TreeSet: A Set where elements are ordered by a Comparator (typically natural ordering). Slowest and largest memory usage, but necessary for comparator-based ordering.
EnumSet: An extremely fast and efficient Set customized for a single enum type.
List: An interface representing a Collection whose elements are ordered and each have a numeric index representing its position, where zero is the first element, and (length - 1) is the last.
ArrayList: A List backed by an array, where the array has a length (called "capacity") that is at least as large as the number of elements (the list's "size"). When size exceeds capacity (when the (capacity + 1)-th element is added), the array is recreated with a new capacity of (new length * 1.5)--this recreation is fast, since it uses System.arrayCopy(). Deleting and inserting/adding elements requires all neighboring elements (to the right) be shifted into or out of that space. Accessing any element is fast, as it only requires the calculation (element-zero-address + desired-index * element-size) to find it's location. In most situations, an ArrayList is preferred over a LinkedList.
LinkedList: A List backed by a set of objects, each linked to its "previous" and "next" neighbors. A LinkedList is also a Queue and Deque. Accessing elements is done starting at the first or last element, and traversing until the desired index is reached. Insertion and deletion, once the desired index is reached via traversal is a trivial matter of re-mapping only the immediate-neighbor links to point to the new element or bypass the now-deleted element.
Map: An interface representing an Collection where each element has an identifying "key"--each element is a key-value pair.
HashMap: A Map where keys are unordered, and backed by a Hashtable.
LinkedhashMap: Keys are ordered by insertion order.
TreeMap: A Map where keys are ordered by a Comparator (typically natural ordering).
Queue: An interface that represents a Collection where elements are, typically, added to one end, and removed from the other (FIFO: first-in, first-out).
Stack: An interface that represents a Collection where elements are, typically, both added (pushed) and removed (popped) from the same end (LIFO: last-in, first-out).
Deque: Short for "double ended queue", usually pronounced "deck". A linked list that is typically only added to and read from either end (not the middle).
Basic collection diagrams:
Comparing the insertion of an element with an ArrayList and LinkedList:
Even simpler picture is here. Intentionally simplified!
Collection is anything holding data called "elements" (of the same type). Nothing more specific is assumed.
List is an indexed collection of data where each element has an index. Something like the array, but more flexible.
Data in the list keep the order of insertion.
Typical operation: get the n-th element.
Set is a bag of elements, each elements just once (the elements are distinguished using their equals() method.
Data in the set are stored mostly just to know what data are there.
Typical operation: tell if an element is present in the list.
Map is something like the List, but instead of accessing the elements by their integer index, you access them by their key, which is any object. Like the array in PHP :)
Data in Map are searchable by their key.
Typical operation: get an element by its ID (where ID is of any type, not only int as in case of List).
The differences
Set vs. Map: in Set you search data by themselves, whilst in Map by their key.
N.B. The standard library Sets are indeed implemented exactly like this: a map where the keys are the Set elements themselves, and with a dummy value.
List vs. Map: in List you access elements by their int index (position in List), whilst in Map by their key which os of any type (typically: ID)
List vs. Set: in List the elements are bound by their position and can be duplicate, whilst in Set the elements are just "present" (or not present) and are unique (in the meaning of equals(), or compareTo() for SortedSet)
It is simple: if you need to store values with keys mapped to them go for the Map interface, otherwise use List for values which may be duplicated and finally use the Set interface if you don’t want duplicated values in your collection.
Here is the complete explanation http://javatutorial.net/choose-the-right-java-collection , including flowchart etc
Map
If choosing a Map, I made this table summarizing the features of each of the ten implementations bundled with Java 11.
Common collections, Common collections

Two java.util.Iterators to the same collection: do they have to return elements in the same order?

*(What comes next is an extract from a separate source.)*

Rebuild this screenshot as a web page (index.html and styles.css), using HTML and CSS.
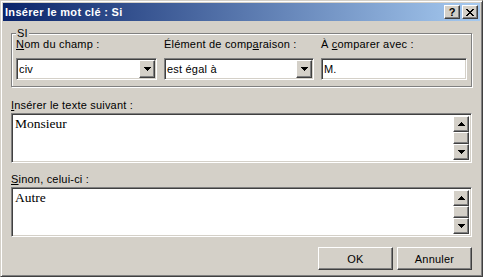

This is more of a theoretical question. If I have an arbitrary collection c that isn't ordered and I obtain two java.util.Iterators by calling c.iterator() twice, do both iterators have to return c's elements in the same order?
I mean, in practice they probably always will, but are they forced to do so by contract?
Thanks,
Jan
No they are not.
"There are no guarantees concerning the order in which the elements are
returned (unless this collection is an instance of some class that
provides a guarantee)."
See the Collection#iterator api contract.
That includes from one iterator to the next (as it doesn't say anything about requiring that).
Also consider that something could have changed in the underlying collection between getting those two iterators! Something added or removed.
Implementation of Iterators are provided by the specific Collection class. Iterator for List will give the ordered element while Set will not
Because most Data structures are not ordered by default so it is not certain that they will iterate in same order.
If you want same order you have to sort the collection first.

Do Maps belong to the Collection Framework?

Maps in Java do not inherit from the interface "Collection" though in the most online "Tutorials" Maps are explained in the same category as Sets, Lists and Queues.
Do the Maps nevertheless belong to the Collection Framework?
The best description of the Collection is at the beginning of Java Collection Tutorial.
A collection — sometimes called a container — is simply an object that groups multiple elements into a single unit. Collections are used to store, retrieve, manipulate, and communicate aggregate data. Typically, they represent data items that form a natural group, such as a poker hand (a collection of cards), a mail folder (a collection of letters), or a telephone directory (a mapping of names to phone numbers).
Furthermore the tutorial lists the core collection interfaces, which all of them follow the paradigm stated above:
The following list describes the core collection interfaces:
Collection — the root of the collection hierarchy. A collection represents a group of objects known as its elements. The Collection interface is the least common denominator that all collections implement and is used to pass collections around and to manipulate them when maximum generality is desired. Some types of collections allow duplicate elements, and others do not. Some are ordered and others are unordered. The Java platform doesn't provide any direct implementations of this interface but provides implementations of more specific subinterfaces, such as Set and List. Also see The Collection Interface section.
Set — a collection that cannot contain duplicate elements. This interface models the mathematical set abstraction and is used to represent sets, such as the cards comprising a poker hand, the courses making up a student's schedule, or the processes running on a machine. See also The Set Interface section.
List — an ordered collection (sometimes called a sequence). Lists can contain duplicate elements. The user of a List generally has precise control over where in the list each element is inserted and can access elements by their integer index (position). If you've used Vector, you're familiar with the general flavor of List. Also see The List Interface section.
Queue — a collection used to hold multiple elements prior to processing. Besides basic Collection operations, a Queue provides additional insertion, extraction, and inspection operations.
Queues typically, but do not necessarily, order elements in a FIFO (first-in, first-out) manner. Among the exceptions are priority queues, which order elements according to a supplied comparator or the elements' natural ordering. Whatever the ordering used, the head of the queue is the element that would be removed by a call to remove or poll. In a FIFO queue, all new elements are inserted at the tail of the queue. Other kinds of queues may use different placement rules. Every Queue implementation must specify its ordering properties. Also see The Queue Interface section.
Map — an object that maps keys to values. A Map cannot contain duplicate keys; each key can map to at most one value. If you've used Hashtable, you're already familiar with the basics of Map. Also see The Map Interface section.
So Map is a Collection although it doesn't really have to implement the Collection interface.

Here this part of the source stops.